### Problem description
Return all of the data exactly, with nothing left out but the pictures.

### Data provided
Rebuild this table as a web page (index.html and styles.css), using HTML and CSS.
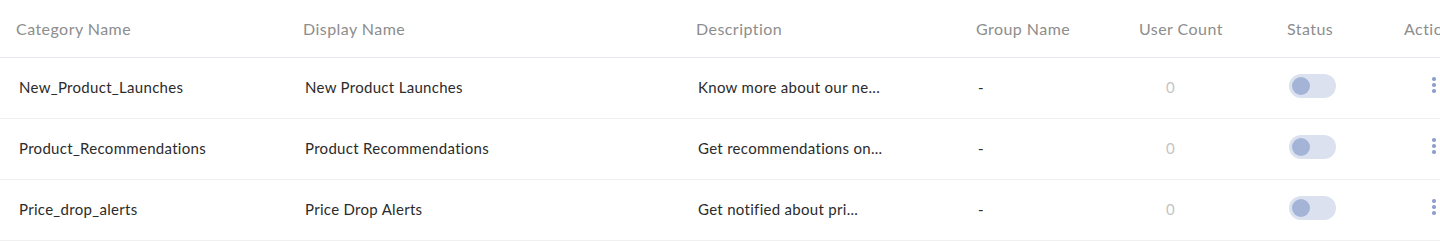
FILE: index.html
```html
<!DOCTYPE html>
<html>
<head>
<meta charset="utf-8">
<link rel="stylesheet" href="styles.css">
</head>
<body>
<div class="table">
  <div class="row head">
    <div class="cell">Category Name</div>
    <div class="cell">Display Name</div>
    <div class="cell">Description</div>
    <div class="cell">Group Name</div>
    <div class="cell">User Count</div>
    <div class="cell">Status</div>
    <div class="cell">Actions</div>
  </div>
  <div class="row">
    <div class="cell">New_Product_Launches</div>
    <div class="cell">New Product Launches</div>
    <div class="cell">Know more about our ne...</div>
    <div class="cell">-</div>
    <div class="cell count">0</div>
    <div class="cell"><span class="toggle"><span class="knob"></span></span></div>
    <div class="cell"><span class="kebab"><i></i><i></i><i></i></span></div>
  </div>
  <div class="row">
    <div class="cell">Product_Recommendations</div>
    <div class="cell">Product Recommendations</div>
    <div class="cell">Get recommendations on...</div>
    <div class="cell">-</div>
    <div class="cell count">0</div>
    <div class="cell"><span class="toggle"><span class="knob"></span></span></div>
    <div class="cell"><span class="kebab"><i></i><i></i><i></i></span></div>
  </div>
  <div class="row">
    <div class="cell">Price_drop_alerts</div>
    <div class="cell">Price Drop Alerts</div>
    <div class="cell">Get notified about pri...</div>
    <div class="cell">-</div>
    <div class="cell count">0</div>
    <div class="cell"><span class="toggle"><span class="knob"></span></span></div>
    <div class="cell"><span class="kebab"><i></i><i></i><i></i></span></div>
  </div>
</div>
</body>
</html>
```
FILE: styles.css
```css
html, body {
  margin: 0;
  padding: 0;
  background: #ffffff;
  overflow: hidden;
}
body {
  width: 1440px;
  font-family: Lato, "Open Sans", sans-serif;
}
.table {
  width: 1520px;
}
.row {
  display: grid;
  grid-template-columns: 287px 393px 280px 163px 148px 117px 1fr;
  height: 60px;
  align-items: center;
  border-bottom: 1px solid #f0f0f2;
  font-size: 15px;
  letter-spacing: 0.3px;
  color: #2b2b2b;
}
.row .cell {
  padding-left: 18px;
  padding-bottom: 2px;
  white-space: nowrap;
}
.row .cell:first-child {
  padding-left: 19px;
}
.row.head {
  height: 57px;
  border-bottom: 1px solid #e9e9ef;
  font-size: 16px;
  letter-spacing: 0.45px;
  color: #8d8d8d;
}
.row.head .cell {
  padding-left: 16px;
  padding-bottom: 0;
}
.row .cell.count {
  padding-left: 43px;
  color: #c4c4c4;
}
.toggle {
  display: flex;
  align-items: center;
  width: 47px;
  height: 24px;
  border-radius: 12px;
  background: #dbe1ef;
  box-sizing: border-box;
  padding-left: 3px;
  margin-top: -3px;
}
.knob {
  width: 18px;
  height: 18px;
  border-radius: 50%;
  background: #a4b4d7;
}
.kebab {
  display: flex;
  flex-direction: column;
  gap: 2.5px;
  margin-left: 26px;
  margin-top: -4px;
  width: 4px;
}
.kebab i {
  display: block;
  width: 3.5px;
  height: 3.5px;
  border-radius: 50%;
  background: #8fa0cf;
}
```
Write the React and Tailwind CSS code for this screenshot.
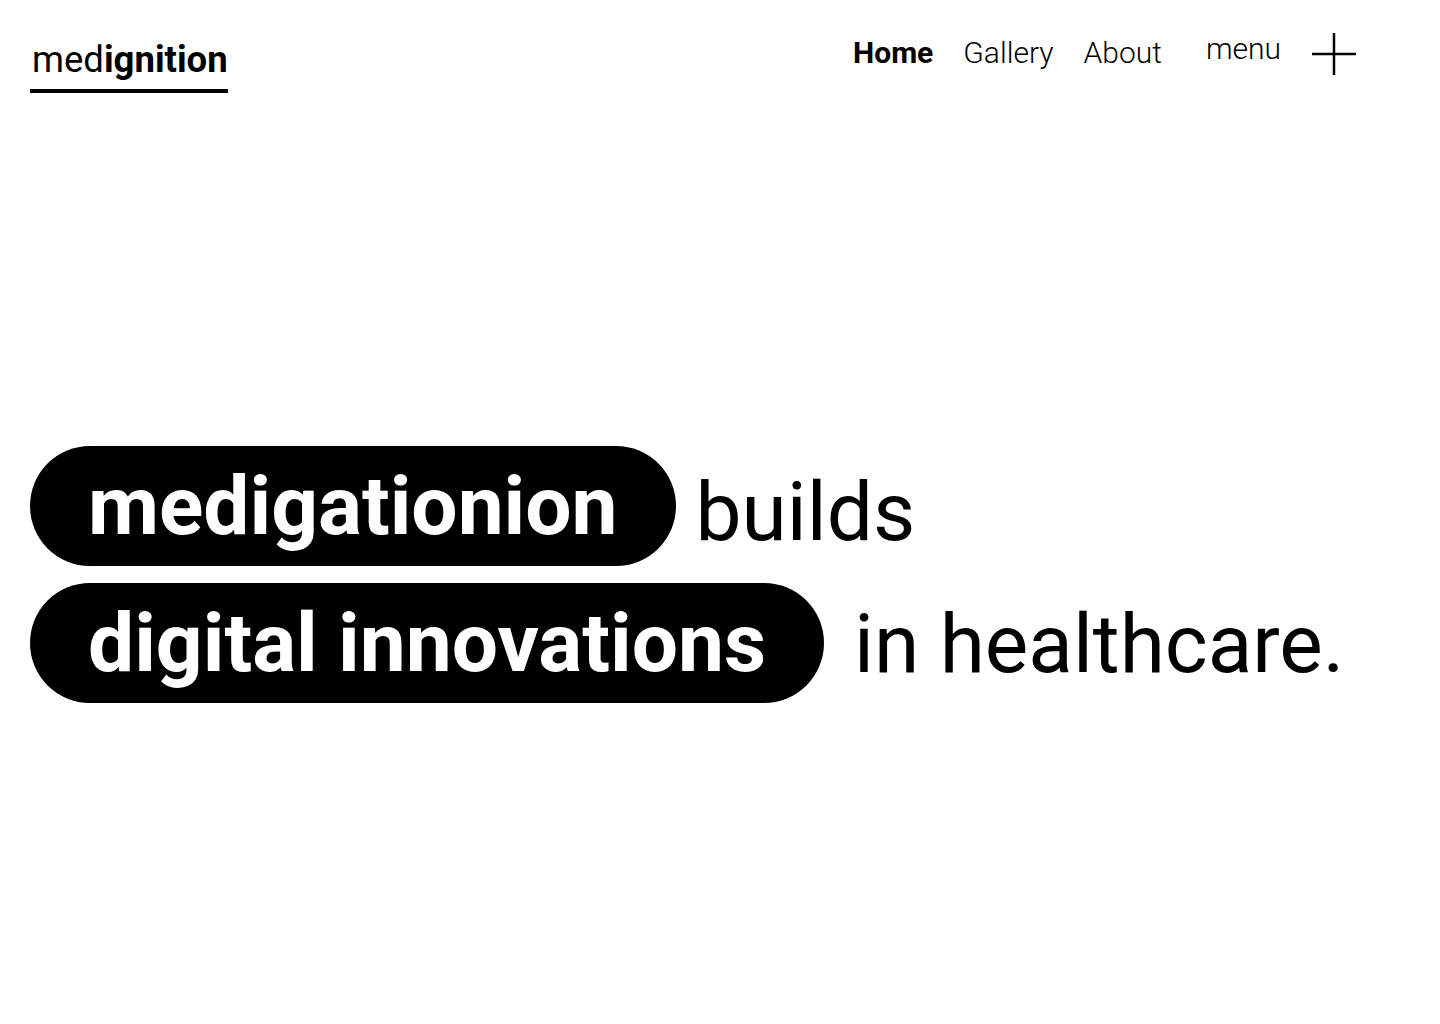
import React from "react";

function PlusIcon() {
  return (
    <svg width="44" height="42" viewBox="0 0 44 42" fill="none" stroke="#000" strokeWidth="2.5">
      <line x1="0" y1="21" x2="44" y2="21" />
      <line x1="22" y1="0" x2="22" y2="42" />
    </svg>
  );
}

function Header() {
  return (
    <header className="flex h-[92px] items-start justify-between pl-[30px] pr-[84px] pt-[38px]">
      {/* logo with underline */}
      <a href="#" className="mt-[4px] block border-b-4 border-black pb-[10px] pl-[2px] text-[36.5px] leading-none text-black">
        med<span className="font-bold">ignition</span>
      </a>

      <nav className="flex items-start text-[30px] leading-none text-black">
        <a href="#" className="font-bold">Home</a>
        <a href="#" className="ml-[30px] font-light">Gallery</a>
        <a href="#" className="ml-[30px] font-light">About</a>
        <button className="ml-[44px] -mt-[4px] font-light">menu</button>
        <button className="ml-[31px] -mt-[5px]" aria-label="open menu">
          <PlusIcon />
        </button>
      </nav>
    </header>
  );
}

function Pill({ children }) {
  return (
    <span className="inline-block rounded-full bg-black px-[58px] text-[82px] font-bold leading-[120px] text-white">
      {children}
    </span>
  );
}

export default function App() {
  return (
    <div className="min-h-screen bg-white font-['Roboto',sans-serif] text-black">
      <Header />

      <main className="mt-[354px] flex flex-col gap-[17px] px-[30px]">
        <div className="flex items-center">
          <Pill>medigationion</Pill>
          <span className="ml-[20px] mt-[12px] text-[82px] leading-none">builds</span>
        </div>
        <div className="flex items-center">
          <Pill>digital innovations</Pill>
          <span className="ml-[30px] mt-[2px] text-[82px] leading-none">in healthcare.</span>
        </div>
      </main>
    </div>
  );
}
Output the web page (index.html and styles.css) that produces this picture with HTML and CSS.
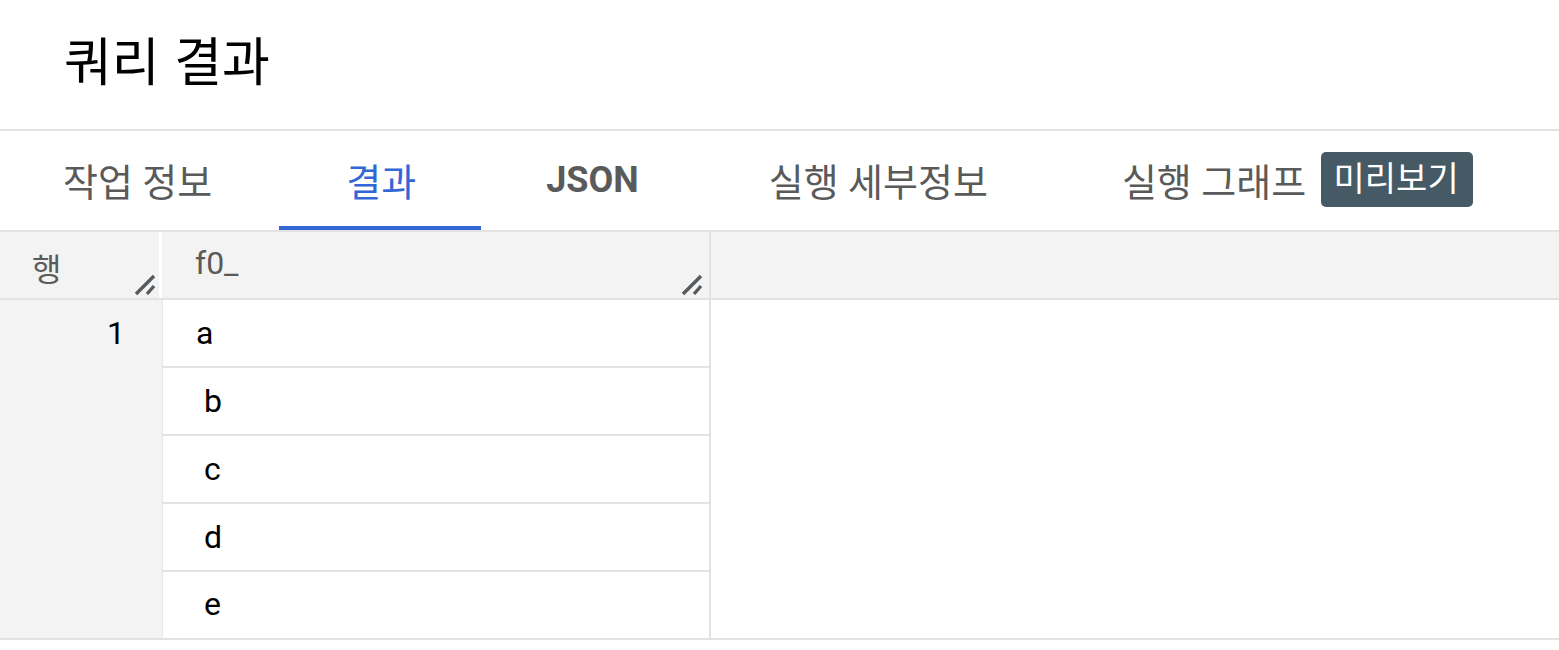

### Answer to the task
Rebuild this table as a web page (index.html and styles.css), using HTML and CSS.
FILE: index.html
```html
<!DOCTYPE html>
<html>
<head>
<meta charset="utf-8">
<link rel="stylesheet" href="styles.css">
</head>
<body>
<div class="table">
  <div class="row head">
    <div class="cell">Category Name</div>
    <div class="cell">Display Name</div>
    <div class="cell">Description</div>
    <div class="cell">Group Name</div>
    <div class="cell">User Count</div>
    <div class="cell">Status</div>
    <div class="cell">Actions</div>
  </div>
  <div class="row">
    <div class="cell">New_Product_Launches</div>
    <div class="cell">New Product Launches</div>
    <div class="cell">Know more about our ne...</div>
    <div class="cell">-</div>
    <div class="cell count">0</div>
    <div class="cell"><span class="toggle"><span class="knob"></span></span></div>
    <div class="cell"><span class="kebab"><i></i><i></i><i></i></span></div>
  </div>
  <div class="row">
    <div class="cell">Product_Recommendations</div>
    <div class="cell">Product Recommendations</div>
    <div class="cell">Get recommendations on...</div>
    <div class="cell">-</div>
    <div class="cell count">0</div>
    <div class="cell"><span class="toggle"><span class="knob"></span></span></div>
    <div class="cell"><span class="kebab"><i></i><i></i><i></i></span></div>
  </div>
  <div class="row">
    <div class="cell">Price_drop_alerts</div>
    <div class="cell">Price Drop Alerts</div>
    <div class="cell">Get notified about pri...</div>
    <div class="cell">-</div>
    <div class="cell count">0</div>
    <div class="cell"><span class="toggle"><span class="knob"></span></span></div>
    <div class="cell"><span class="kebab"><i></i><i></i><i></i></span></div>
  </div>
</div>
</body>
</html>
```
FILE: styles.css
```css
html, body {
  margin: 0;
  padding: 0;
  background: #ffffff;
  overflow: hidden;
}
body {
  width: 1440px;
  font-family: Lato, "Open Sans", sans-serif;
}
.table {
  width: 1520px;
}
.row {
  display: grid;
  grid-template-columns: 287px 393px 280px 163px 148px 117px 1fr;
  height: 60px;
  align-items: center;
  border-bottom: 1px solid #f0f0f2;
  font-size: 15px;
  letter-spacing: 0.3px;
  color: #2b2b2b;
}
.row .cell {
  padding-left: 18px;
  padding-bottom: 2px;
  white-space: nowrap;
}
.row .cell:first-child {
  padding-left: 19px;
}
.row.head {
  height: 57px;
  border-bottom: 1px solid #e9e9ef;
  font-size: 16px;
  letter-spacing: 0.45px;
  color: #8d8d8d;
}
.row.head .cell {
  padding-left: 16px;
  padding-bottom: 0;
}
.row .cell.count {
  padding-left: 43px;
  color: #c4c4c4;
}
.toggle {
  display: flex;
  align-items: center;
  width: 47px;
  height: 24px;
  border-radius: 12px;
  background: #dbe1ef;
  box-sizing: border-box;
  padding-left: 3px;
  margin-top: -3px;
}
.knob {
  width: 18px;
  height: 18px;
  border-radius: 50%;
  background: #a4b4d7;
}
.kebab {
  display: flex;
  flex-direction: column;
  gap: 2.5px;
  margin-left: 26px;
  margin-top: -4px;
  width: 4px;
}
.kebab i {
  display: block;
  width: 3.5px;
  height: 3.5px;
  border-radius: 50%;
  background: #8fa0cf;
}
```
Write the React and Tailwind CSS code for this screenshot.
import React from "react";

function PlusIcon() {
  return (
    <svg width="44" height="42" viewBox="0 0 44 42" fill="none" stroke="#000" strokeWidth="2.5">
      <line x1="0" y1="21" x2="44" y2="21" />
      <line x1="22" y1="0" x2="22" y2="42" />
    </svg>
  );
}

function Header() {
  return (
    <header className="flex h-[92px] items-start justify-between pl-[30px] pr-[84px] pt-[38px]">
      {/* logo with underline */}
      <a href="#" className="mt-[4px] block border-b-4 border-black pb-[10px] pl-[2px] text-[36.5px] leading-none text-black">
        med<span className="font-bold">ignition</span>
      </a>

      <nav className="flex items-start text-[30px] leading-none text-black">
        <a href="#" className="font-bold">Home</a>
        <a href="#" className="ml-[30px] font-light">Gallery</a>
        <a href="#" className="ml-[30px] font-light">About</a>
        <button className="ml-[44px] -mt-[4px] font-light">menu</button>
        <button className="ml-[31px] -mt-[5px]" aria-label="open menu">
          <PlusIcon />
        </button>
      </nav>
    </header>
  );
}

function Pill({ children }) {
  return (
    <span className="inline-block rounded-full bg-black px-[58px] text-[82px] font-bold leading-[120px] text-white">
      {children}
    </span>
  );
}

export default function App() {
  return (
    <div className="min-h-screen bg-white font-['Roboto',sans-serif] text-black">
      <Header />

      <main className="mt-[354px] flex flex-col gap-[17px] px-[30px]">
        <div className="flex items-center">
          <Pill>medigationion</Pill>
          <span className="ml-[20px] mt-[12px] text-[82px] leading-none">builds</span>
        </div>
        <div className="flex items-center">
          <Pill>digital innovations</Pill>
          <span className="ml-[30px] mt-[2px] text-[82px] leading-none">in healthcare.</span>
        </div>
      </main>
    </div>
  );
}
Output the web page (index.html and styles.css) that produces this picture with HTML and CSS.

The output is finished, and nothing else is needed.